__Exercise details__
Start at the line that has "Write the React" and stop at the line that has "import clsx from 'clsx';". Print those lines and all lines between them exactly, and nothing more.

__Source records__

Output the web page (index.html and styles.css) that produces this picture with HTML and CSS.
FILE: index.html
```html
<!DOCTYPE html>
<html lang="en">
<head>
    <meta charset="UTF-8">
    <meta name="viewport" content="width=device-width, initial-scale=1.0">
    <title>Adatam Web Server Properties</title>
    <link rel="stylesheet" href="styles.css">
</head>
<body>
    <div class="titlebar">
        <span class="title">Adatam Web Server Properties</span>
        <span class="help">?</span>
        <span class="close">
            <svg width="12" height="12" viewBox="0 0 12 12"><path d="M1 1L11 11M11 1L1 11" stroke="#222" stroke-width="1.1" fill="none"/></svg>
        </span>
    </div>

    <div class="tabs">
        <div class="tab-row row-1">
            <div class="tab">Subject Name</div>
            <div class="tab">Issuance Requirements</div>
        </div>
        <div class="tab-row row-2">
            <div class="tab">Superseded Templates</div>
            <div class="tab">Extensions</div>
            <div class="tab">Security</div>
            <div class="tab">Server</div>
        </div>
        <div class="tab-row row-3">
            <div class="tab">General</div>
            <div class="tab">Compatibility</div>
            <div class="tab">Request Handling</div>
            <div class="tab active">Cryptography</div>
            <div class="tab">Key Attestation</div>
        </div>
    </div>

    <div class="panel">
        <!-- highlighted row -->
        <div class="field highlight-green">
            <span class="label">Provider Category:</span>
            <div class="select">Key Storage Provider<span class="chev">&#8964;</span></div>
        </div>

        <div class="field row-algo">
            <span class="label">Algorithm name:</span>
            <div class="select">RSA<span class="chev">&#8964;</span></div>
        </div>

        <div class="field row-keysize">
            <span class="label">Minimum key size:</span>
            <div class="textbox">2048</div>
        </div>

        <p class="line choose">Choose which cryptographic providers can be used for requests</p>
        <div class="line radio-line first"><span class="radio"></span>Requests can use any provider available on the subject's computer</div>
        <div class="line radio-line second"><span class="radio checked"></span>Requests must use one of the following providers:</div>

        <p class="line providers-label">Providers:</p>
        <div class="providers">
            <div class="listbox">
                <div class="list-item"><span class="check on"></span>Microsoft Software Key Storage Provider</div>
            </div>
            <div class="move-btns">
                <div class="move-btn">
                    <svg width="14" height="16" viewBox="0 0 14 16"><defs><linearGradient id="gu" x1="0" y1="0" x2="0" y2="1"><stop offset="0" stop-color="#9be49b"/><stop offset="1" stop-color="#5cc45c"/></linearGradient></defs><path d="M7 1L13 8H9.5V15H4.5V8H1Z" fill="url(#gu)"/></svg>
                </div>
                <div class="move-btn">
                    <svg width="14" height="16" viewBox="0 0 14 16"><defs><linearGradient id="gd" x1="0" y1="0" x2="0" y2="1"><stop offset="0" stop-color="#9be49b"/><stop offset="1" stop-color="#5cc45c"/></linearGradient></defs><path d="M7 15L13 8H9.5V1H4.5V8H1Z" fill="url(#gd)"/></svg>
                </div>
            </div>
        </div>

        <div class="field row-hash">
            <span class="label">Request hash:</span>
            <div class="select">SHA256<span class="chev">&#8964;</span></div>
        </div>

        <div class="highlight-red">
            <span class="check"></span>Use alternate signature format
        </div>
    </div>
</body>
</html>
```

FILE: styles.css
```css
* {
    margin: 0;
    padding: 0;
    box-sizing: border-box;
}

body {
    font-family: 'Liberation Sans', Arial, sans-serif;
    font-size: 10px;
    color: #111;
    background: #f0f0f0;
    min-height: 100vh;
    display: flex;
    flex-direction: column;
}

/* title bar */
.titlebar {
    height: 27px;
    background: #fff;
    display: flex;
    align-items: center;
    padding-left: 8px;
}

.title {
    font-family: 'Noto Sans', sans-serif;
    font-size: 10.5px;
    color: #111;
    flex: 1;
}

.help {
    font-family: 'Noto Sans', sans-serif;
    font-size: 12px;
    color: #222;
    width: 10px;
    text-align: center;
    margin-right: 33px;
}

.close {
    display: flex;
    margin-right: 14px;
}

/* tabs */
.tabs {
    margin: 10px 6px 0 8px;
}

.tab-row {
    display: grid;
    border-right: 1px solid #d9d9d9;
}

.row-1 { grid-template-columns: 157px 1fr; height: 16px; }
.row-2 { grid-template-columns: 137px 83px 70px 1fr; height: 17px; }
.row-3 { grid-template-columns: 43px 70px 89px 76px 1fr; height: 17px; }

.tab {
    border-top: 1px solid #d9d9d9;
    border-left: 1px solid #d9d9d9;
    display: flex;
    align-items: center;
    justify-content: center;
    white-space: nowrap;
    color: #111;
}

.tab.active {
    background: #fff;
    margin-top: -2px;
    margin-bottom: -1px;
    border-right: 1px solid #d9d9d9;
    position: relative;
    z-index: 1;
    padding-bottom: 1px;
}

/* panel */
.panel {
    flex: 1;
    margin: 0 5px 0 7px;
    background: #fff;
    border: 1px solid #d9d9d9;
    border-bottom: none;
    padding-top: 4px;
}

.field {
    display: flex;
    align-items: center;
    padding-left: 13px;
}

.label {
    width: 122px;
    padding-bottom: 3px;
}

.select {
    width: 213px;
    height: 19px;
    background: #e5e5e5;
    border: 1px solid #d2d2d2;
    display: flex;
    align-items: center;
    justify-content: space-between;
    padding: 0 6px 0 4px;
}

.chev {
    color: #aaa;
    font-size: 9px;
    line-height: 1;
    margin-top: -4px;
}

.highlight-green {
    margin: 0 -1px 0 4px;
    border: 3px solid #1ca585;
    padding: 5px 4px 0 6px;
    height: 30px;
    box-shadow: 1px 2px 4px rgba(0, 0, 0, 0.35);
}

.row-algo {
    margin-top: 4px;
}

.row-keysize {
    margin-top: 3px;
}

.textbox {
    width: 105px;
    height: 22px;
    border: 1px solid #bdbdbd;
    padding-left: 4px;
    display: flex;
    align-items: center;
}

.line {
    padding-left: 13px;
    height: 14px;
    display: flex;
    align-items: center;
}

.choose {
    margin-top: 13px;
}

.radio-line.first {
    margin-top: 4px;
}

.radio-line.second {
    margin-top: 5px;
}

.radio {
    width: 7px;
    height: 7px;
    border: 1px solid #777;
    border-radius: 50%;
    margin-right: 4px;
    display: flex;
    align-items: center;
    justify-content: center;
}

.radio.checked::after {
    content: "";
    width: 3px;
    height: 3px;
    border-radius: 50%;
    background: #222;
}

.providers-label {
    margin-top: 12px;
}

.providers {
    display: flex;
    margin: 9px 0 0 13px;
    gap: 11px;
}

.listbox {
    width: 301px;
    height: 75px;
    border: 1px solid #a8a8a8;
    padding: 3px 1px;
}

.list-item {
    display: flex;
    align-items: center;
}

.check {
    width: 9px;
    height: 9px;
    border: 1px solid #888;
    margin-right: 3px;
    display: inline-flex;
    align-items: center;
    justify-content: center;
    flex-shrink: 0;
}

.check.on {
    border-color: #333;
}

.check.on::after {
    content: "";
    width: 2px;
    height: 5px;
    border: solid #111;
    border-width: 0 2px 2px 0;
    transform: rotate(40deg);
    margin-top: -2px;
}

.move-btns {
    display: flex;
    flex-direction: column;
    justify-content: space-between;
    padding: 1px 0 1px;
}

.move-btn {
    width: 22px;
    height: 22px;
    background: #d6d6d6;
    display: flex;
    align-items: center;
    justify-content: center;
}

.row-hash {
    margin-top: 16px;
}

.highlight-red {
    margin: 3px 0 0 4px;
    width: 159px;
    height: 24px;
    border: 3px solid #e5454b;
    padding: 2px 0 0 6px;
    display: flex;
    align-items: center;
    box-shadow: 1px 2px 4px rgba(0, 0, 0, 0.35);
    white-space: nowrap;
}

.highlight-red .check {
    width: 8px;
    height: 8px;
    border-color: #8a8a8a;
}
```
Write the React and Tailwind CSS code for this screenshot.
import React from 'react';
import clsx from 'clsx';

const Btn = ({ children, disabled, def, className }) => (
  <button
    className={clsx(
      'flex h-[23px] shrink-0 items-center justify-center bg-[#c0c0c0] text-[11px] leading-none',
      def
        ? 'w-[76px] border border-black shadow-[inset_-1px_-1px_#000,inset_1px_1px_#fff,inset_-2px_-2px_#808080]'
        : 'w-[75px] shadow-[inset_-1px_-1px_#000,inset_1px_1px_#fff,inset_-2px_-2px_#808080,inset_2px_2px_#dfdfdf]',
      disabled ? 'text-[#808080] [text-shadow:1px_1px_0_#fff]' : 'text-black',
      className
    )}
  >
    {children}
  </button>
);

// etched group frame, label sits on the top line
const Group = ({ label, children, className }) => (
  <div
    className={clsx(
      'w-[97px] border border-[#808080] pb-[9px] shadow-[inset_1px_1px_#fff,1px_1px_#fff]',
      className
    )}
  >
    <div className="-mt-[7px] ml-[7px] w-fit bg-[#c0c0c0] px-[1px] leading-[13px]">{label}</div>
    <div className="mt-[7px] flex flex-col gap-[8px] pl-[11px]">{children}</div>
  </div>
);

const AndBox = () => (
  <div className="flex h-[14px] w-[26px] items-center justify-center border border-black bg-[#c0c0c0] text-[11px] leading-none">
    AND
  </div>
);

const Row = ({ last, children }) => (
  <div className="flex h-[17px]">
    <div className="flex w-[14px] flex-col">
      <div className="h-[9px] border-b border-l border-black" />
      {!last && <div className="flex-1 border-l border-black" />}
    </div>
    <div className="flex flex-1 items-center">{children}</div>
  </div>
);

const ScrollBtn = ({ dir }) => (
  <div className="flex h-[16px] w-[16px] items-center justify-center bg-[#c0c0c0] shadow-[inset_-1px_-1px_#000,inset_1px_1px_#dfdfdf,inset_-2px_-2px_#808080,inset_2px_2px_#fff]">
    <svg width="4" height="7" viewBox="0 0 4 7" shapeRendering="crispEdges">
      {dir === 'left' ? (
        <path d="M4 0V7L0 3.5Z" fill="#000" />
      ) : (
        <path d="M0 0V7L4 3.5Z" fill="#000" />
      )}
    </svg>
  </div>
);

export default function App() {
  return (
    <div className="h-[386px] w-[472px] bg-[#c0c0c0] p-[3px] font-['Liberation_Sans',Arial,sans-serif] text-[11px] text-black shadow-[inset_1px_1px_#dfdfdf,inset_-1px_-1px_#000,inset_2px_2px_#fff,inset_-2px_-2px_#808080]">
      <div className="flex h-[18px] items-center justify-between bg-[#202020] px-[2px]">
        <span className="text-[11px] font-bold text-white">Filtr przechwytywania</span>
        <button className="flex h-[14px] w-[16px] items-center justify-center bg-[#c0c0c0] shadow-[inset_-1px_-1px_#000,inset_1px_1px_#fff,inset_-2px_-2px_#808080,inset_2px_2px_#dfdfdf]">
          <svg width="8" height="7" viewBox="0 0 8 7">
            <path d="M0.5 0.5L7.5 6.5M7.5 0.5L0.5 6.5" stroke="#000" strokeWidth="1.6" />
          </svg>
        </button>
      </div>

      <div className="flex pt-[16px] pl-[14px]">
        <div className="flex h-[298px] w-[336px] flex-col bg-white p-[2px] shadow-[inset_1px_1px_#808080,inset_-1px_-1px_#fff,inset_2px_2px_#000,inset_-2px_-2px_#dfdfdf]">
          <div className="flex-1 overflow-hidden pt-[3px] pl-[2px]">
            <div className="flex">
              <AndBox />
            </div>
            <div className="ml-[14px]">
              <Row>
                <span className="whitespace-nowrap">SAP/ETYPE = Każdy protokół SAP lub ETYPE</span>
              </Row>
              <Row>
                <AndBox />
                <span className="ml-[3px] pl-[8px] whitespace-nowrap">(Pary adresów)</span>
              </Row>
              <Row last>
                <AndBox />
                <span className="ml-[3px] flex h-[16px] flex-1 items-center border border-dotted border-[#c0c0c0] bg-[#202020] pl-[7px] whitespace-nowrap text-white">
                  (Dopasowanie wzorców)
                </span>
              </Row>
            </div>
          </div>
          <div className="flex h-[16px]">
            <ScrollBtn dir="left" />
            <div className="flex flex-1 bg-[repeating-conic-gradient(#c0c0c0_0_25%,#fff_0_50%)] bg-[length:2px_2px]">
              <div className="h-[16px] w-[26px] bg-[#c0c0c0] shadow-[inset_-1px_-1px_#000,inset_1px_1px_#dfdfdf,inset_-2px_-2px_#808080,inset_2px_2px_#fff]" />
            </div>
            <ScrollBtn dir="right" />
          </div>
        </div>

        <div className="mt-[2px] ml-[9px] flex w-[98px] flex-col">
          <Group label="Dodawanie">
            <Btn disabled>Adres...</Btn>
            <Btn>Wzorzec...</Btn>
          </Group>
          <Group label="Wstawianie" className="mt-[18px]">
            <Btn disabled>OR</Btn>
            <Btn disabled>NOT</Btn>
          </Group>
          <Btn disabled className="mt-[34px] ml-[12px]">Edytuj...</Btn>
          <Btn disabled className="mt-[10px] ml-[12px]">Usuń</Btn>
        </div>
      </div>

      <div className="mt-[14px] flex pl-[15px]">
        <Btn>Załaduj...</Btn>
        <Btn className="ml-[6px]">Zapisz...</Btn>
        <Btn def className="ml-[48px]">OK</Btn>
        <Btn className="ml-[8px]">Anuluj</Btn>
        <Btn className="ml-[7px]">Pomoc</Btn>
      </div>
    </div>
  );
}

__Response to the exercise__
Write the React and Tailwind CSS code for this screenshot.
import React from 'react';
import clsx from 'clsx';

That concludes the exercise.